How to Choose Climbing Shoes for Different Rock Types
Granite, limestone, and sandstone each demand a different shoe. Here's how to match the rubber to the rock.
The climbing shoe you wear on granite crack in Squamish should not be the same shoe you wear on overhanging limestone in Kalymnos. Plenty of climbers ignore this and get away with it up to about 5.11. Above that, the rock starts demanding specifics, and a shoe that's fine for gym projecting will slow your progress outside.
There's a real cost to having the wrong shoe under you. Too soft, and your feet pump on long edging pitches until you're standing on jelly. Too stiff, and you miss the feel required to trust a small smear. I've watched strong climbers bail off routes they should own because they picked the wrong pair that morning. The shoe matters more than most people admit.

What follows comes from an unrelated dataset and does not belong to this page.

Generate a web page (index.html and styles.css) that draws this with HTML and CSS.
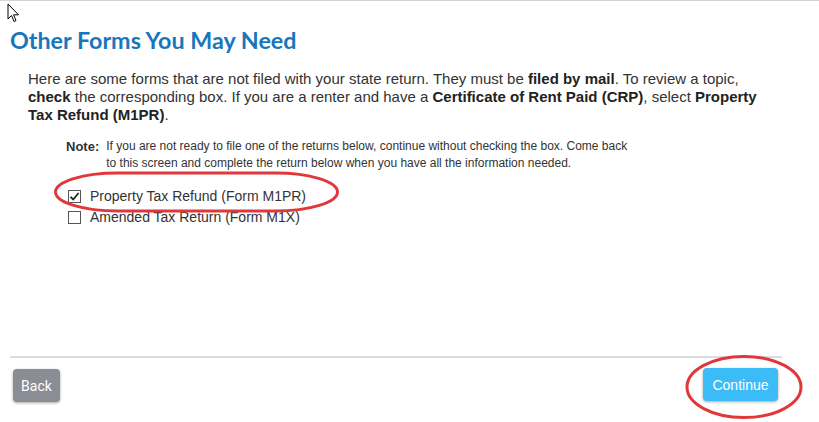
FILE: index.html
```html
<!DOCTYPE html>
<html>
<head>
<meta charset="utf-8">
<link rel="stylesheet" href="styles.css">
</head>
<body>
<div class="page">
  <main class="content">
    <h1 class="title">Other Forms You May Need</h1>
    <p class="intro">Here are some forms that are not filed with your state return. They must be <b>filed by mail</b>. To review a topic,<br><b>check</b> the corresponding box. If you are a renter and have a <b>Certificate of Rent Paid (CRP)</b>, select <b>Property</b><br><b>Tax Refund (M1PR)</b>.</p>
    <div class="note">
      <span class="note-label">Note:</span>
      <span class="note-text">If you are not ready to file one of the returns below, continue without checking the box. Come back<br>to this screen and complete the return below when you have all the information needed.</span>
    </div>
    <ul class="options">
      <li class="option"><span class="box checked"><svg viewBox="0 0 13 13" width="13" height="13"><path d="M2.5 6.8 L5.2 9.5 L10.6 3" fill="none" stroke="#222" stroke-width="1.8"/></svg></span>Property Tax Refund (Form M1PR)</li>
      <li class="option"><span class="box"></span>Amended Tax Return (Form M1X)</li>
    </ul>
  </main>
  <footer class="footer">
    <button class="btn back">Back</button>
    <button class="btn continue">Continue</button>
  </footer>
</div>
<svg class="cursor" width="14" height="20" viewBox="0 0 14 20"><path d="M1 1 L1 16 L4.5 12.5 L7 18.5 L9 17.6 L6.6 11.8 L11.5 11.8 Z" fill="#fff" stroke="#000" stroke-width="1"/></svg>
<svg class="mark mark1" width="290" height="46" viewBox="0 0 290 46"><rect x="1.5" y="2" width="282" height="38" rx="62" ry="19" fill="none" stroke="#e0373b" stroke-width="3"/></svg>
<svg class="mark mark2" width="122" height="68" viewBox="0 0 122 68"><ellipse cx="60" cy="33" rx="57" ry="30.5" fill="none" stroke="#e0373b" stroke-width="3"/></svg>
</body>
</html>
```
FILE: styles.css
```css
html, body {
  margin: 0;
  padding: 0;
  background: #fff;
}
body {
  width: 819px;
  height: 422px;
  overflow: hidden;
  position: relative;
  border-top: 1px solid #d4d4d4;
  box-sizing: border-box;
  font-family: Arial, "Liberation Sans", sans-serif;
  color: #333;
}
.page {
  display: flex;
  flex-direction: column;
  height: 421px;
  padding: 0 37px 0 10px;
}
.content {
  flex: 1;
}
.title {
  margin: 25px 0 0 0;
  font-family: Lato, "Open Sans", sans-serif;
  font-weight: 700;
  font-size: 23.3px;
  line-height: 28px;
  color: #1a76bb;
}
.intro {
  margin: 16px 0 0 18px;
  font-size: 15px;
  line-height: 18px;
  color: #333;
  width: 760px;
  white-space: nowrap;
}
.intro b {
  font-weight: 700;
  color: #222;
}
.note {
  display: flex;
  margin: 14px 0 0 56px;
  font-size: 12px;
  line-height: 17px;
}
.note-label {
  font-weight: 700;
  font-size: 13px;
  color: #333;
  margin-right: 7px;
  flex: none;
}
.note-text {
  color: #333;
  white-space: nowrap;
}
.options {
  list-style: none;
  margin: 14px 0 0 58px;
  padding: 0;
}
.option {
  display: flex;
  align-items: center;
  font-size: 14px;
  line-height: 21px;
  color: #333;
}
.box {
  width: 13px;
  height: 13px;
  border: 1px solid #555;
  box-sizing: border-box;
  margin-right: 9px;
  display: flex;
  align-items: center;
  justify-content: center;
  background: #fff;
  position: relative;
}
.box svg {
  position: absolute;
  left: -1px;
  top: -1px;
}
.footer {
  border-top: 2px solid #dcdcdc;
  display: flex;
  justify-content: space-between;
  align-items: flex-start;
  padding: 10px 0 0 3px;
  height: 66px;
  box-sizing: border-box;
}
.btn {
  border: none;
  border-radius: 4px;
  color: #fff;
  font-family: Roboto, Arial, sans-serif;
  font-size: 14px;
  height: 33px;
  cursor: pointer;
  box-shadow: 0 1px 3px rgba(0,0,0,0.35);
}
.back {
  background: #8b8d95;
  width: 47px;
  padding: 0;
  margin-top: 1px;
}
.continue {
  background: #3cbcf6;
  width: 75px;
  padding: 0;
  margin-right: 4px;
  font-family: Arial, "Liberation Sans", sans-serif;
}
.cursor {
  position: absolute;
  left: 7px;
  top: 2px;
}
.mark {
  position: absolute;
}
.mark1 {
  left: 54px;
  top: 170px;
}
.mark2 {
  left: 684px;
  top: 353px;
}
```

Granite and Why Stiffness Wins
Granite is edgy, featured, and often vertical. The holds aren't usually small, but they reward precise foot placement on crystals and dikes. A stiff shoe like the La Sportiva TC Pro or the Scarpa Maestro gives you a platform to stand on without your forefoot collapsing. For long alpine granite or multi-pitch trad, stiffness isn't optional; it's survival.
Crack climbing is a different problem entirely. You want a flat-lasted, stiff shoe that can be jammed into a crack without torturing your foot. The TC Pro dominates this category because of its high-top design and stiff midsole. Don't wear aggressive downturned shoes in cracks. You'll hate it and your feet will rotate out sideways when the crack flares.
I spent three days on granite in Tuolumne in September with a pair of brand-new Katana Laces. The shoes are great for short sport routes, but for long Sierra granite they pumped my feet on every pitch. The lesson was obvious: don't bring sport shoes to an alpine party.
Specific granite picks
- La Sportiva TC Pro - best all-around granite shoe, stiff, lasts forever, $210
- Scarpa Maestro Mid - soft rubber for smears, stiff enough to edge, $195
- Evolv Defy - cheap training shoe that works on low-angle granite, $90
Limestone and the Case for Aggressive Downturn
Limestone, particularly overhanging pocketed limestone, rewards a totally different shoe. In Kalymnos or Margalef, you'll spend most of your time on pockets and small edges with your toes curled downward. An aggressive downturned shoe like the Solution Comp or the Scarpa Instinct VS puts your power where you need it. The heel cup needs to be snug for heel hooks, which you'll be doing constantly.
Here's something I think is underappreciated: shoe rubber matters more on limestone than anywhere else. Vibram XS Grip2 is stickier than XS Edge, but it wears faster. On a limestone trip where you're climbing multiple days in a row, bring two pairs if you can afford it. Rotating shoes extends the life of each pair and gives your feet a break.
The shoes that work on vertical limestone are different from those that work on steep limestone. A vertical shoe needs stiffness to edge. A steep shoe needs sensitivity to pull on tiny footholds and hook heels. If you climb one style more than the other, buy for that style.
Limestone-specific picks
- La Sportiva Solution Comp - aggressive, precise, great heel, $205
- Scarpa Instinct VS - iconic for good reason, $195
- Five Ten Hiangle - softer, great for gym-to-crag crossover, $175
Sandstone, Smearing, and Soft Rubber
Sandstone, especially the stuff you find in Red Rocks or Fontainebleau, demands a soft, smear-friendly shoe. The rock is featured but slopey, and edges crumble when you stand on them hard. You can't edge the way you do on granite. You have to trust the rubber. The La Sportiva Solution (not the Comp) with XS Grip2 is purpose-built for this kind of climbing.
Bouldering on sandstone is where soft, low-profile shoes like the Scarpa Drago or the La Sportiva No-Edge Skwama excel. You want your toes to conform to the slopers and your rubber to bite. Don't wear these shoes on long routes. Your feet will be destroyed.
Fontainebleau deserves its own mention. The rock is friction-dependent, the holds are rounded and psychological, and you'll slip off easy boulders if you don't trust your feet. Bring shoes that have at least 70% rubber life left. Old, glazed shoes won't stick.
The Gym Shoe Problem
Most people buy climbing shoes based on what works in the gym and then get frustrated when those shoes don't translate outdoors. Gym holds are textured and forgiving. Outdoor rock is not. A shoe that feels sticky in the gym might feel slippery on limestone because the rubber is too hard. The opposite happens too: a soft shoe that works on polished gym volumes can feel vague on granite edges.
If you climb 80% outside, buy your shoes for outside. If you climb 80% inside, don't spend $200 on a pair of shoes you'll grind down on plastic in six months. A $90 Evolv Defy is fine for gym sessions, and you can save your good shoes for real rock.
The final truth is that no single shoe does everything. Most serious climbers have three to five pairs for different problems. That sounds excessive until you notice how much more confident you are on each climb when your feet match the rock underneath them.